What is the method by which “Dozens of Taiwanese celebrities endorse Beijing’s claim on island” (Radio Free Asia, May 27, 2024)?
They have forwarded a CCP propaganda sheet. Just a couple of seconds of doing as told. One or two clicks.
More than 70 artists and celebrities, including journalist Patty Hou, singer and actress Nana Ouyang, and TV host and actress Dee Hsu [shown from left to right, above], reposted a statement from Chinese state broadcaster CCTV on the Weibo social media platform which said that independence for Taiwan, which has never been ruled by Beijing, was “a dead end.”
“The unification of Taiwan with China cannot be stopped,” said the May 22 statement….
“Taiwan has never been a country and will never become one,” the post said, adding “Taiwanese independence is a dead end. Unification with the motherland is unstoppable! China will eventually achieve complete unification.”
It’s just one of an infinite number of CCP propaganda campaigns barking the same old lines. But why are the dozens of Taiwanese celebrities cooperating with it? Honest conviction? Somebody holding a gun to their heads?
Public versus private
President Lai, to whose inaugural address the CCTV post responds, is letting the apparently anti-Taiwan sentiment of the obedient celebrities bounce off him. Perhaps they’re feeling the kind of pressure that is normal when one is “in another person’s house,” he suggests, presumably alluding to whatever opportunities on the mainland they might have had to forfeit had they declined to join the campaign. He says that they may well privately disagree with the implications of what they’re doing. No biggie.
That’s very sympathetic and understanding and everything. But one’s private convictions, if they can be called convictions, do nobody any good if one’s substantive actions only contradict them. “Privately,” it may be that many members of the Chinese Communisty Party know that they’re being fed nonsense and that they are regurgitating nonsense and that the CCP is evil. Doesn’t help anybody unless and until they switch to the other side.

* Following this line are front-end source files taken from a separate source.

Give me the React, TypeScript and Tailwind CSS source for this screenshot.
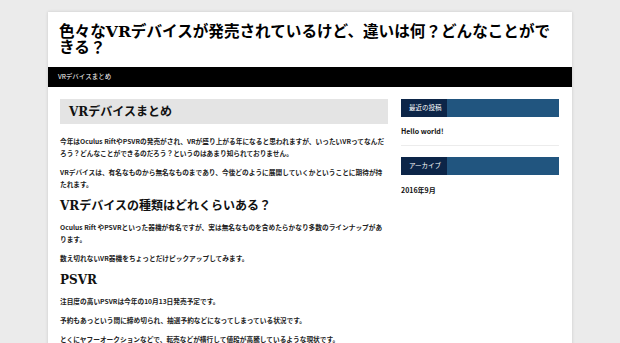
const body = "font-['Noto_Sans_CJK_JP','Noto_Sans',sans-serif]";
const serif = "font-['DejaVu_Serif','Noto_Sans_CJK_JP',serif]";

const Para = ({ children }: { children: React.ReactNode }) => (
  <p className={`mt-[7px] text-[6.7px] font-bold leading-[12px] text-[#222] ${body}`}>{children}</p>
);

const Widget = ({ title, children }: { title: string; children: React.ReactNode }) => (
  <div className="mb-[11px]">
    <div className="flex h-[18px] bg-[#21557f]">
      <div className={`flex w-[46px] items-center bg-[#0c2548] pl-[8px] text-[6.5px] text-white ${body}`}>{title}</div>
    </div>
    {children}
  </div>
);

export default function App() {
  return (
    <div className="min-h-[343px] w-[620px] overflow-hidden bg-[#ebebeb] pt-[12px]">
      <div className="mx-auto w-[524px] bg-white shadow-[0_0_3px_rgba(0,0,0,0.15)]">
        <header className="px-[11px] pb-[11px] pt-[12px]">
          <h1 className={`text-[15.6px] font-bold leading-[16px] text-black ${serif}`}>
            色々なVRデバイスが発売されているけど、違いは何？どんなことができる？
          </h1>
        </header>
        <nav className={`flex h-[20px] items-center bg-black px-[10px] text-[6.5px] text-white ${body}`}>
          VRデバイスまとめ
        </nav>
        <main className="flex gap-[13px] px-[12px] pt-[12px]">
          <article className="w-[328px] pb-[4px]">
            <h2 className={`flex h-[25px] items-center bg-[#e4e4e4] pl-[9px] text-[12px] font-bold text-[#111] ${serif}`}>
              VRデバイスまとめ
            </h2>
            <div className="pt-[4px]">
              <Para>
                今年はOculus RiftやPSVRの発売がされ、VRが盛り上がる年になると思われますが、いったいVRってなんだろう？どんなことができるのだろう？というのはあまり知られておりません。
              </Para>
              <Para>
                VRデバイスは、有名なものから無名なものまであり、今後どのように展開していくかということに期待が持たれます。
              </Para>
              <h3 className={`mt-[8px] text-[12px] font-bold leading-[16px] text-[#111] ${serif}`}>
                VRデバイスの種類はどれくらいある？
              </h3>
              <Para>
                Oculus Rift やPSVRといった器機が有名ですが、実は無名なものを含めたらかなり多数のラインナップがあります。
              </Para>
              <Para>数え切れないVR器機をちょっとだけピックアップしてみます。</Para>
              <h4 className={`mt-[8px] text-[12px] font-bold leading-[16px] text-[#111] ${serif}`}>PSVR</h4>
              <Para>注目度の高いPSVRは今年の10月13日発売予定です。</Para>
              <Para>予約もあっという間に締め切られ、抽選予約などになってしまっている状況です。</Para>
              <Para>とくにヤフーオークションなどで、転売などが横行して値段が高騰しているような現状です。</Para>
            </div>
          </article>
          <aside className="w-[158px]">
            <Widget title="最近の投稿">
              <div className={`border-b border-[#ececec] py-[9px] text-[7px] font-bold leading-[10px] text-[#111] ${body}`}>
                Hello world!
              </div>
            </Widget>
            <Widget title="アーカイブ">
              <div className={`py-[10px] text-[7px] font-bold leading-[10px] text-[#111] ${body}`}>2016年9月</div>
            </Widget>
          </aside>
        </main>
      </div>
    </div>
  );
}
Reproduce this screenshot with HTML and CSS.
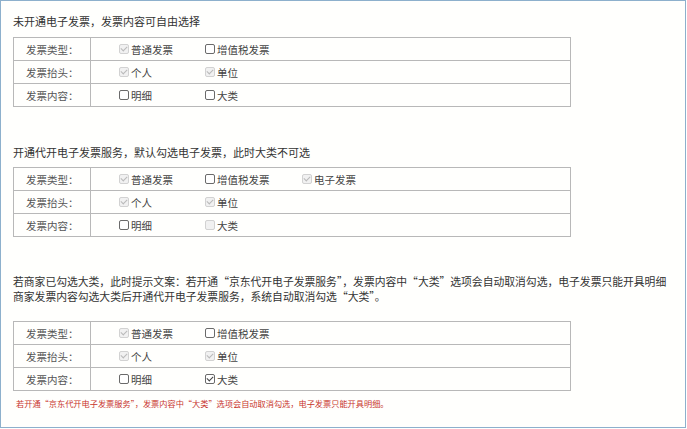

Various ROC officials are emphasizing that nobody in Taiwan is being forced by the government to utter any particular political opinion. The country’s Ministry of Culture issued a statement saying that it extends its understanding to “artists taking a public stance under unavoidable circumstances….” Taiwan “will never ask anyone to take a public stance, nor will anyone be punished for taking, or not taking, such a stance.”
Good. But how untenable is it, really, for Taiwanese personalities who are not being threatened with imprisonment, torture, or murder to tell the Chinese Communist Party to get lost—or at least to abstain from conferring their imprimaturs on CCP propaganda?
Taiwanese actress Yang Hsiu-hui says that she has turned down work in China because of her politics. “I gave up on that market a long time ago.” Yang’s choices seem to demonstrate a possibility. Why hasn’t she been turned into a CCP drone by “unavoidable circumstances”?
Divide and rule
Gong Yujian, a Chinese dissident who now lives in Taiwan, says the celebrities’ pro-CCP actions are “a case of the Chinese Communist Party’s divide-and-rule tactics and cognitive war being waged on Taiwan. The aim is to split supporters of independence [and benefit] the Chinese Communist Party and its fifth column in Taiwan.”
What kind of person, if not actually coerced, goes along with this strategy and purpose, throwing his nation to the wolves even though he “privately” wants the strategy to fail?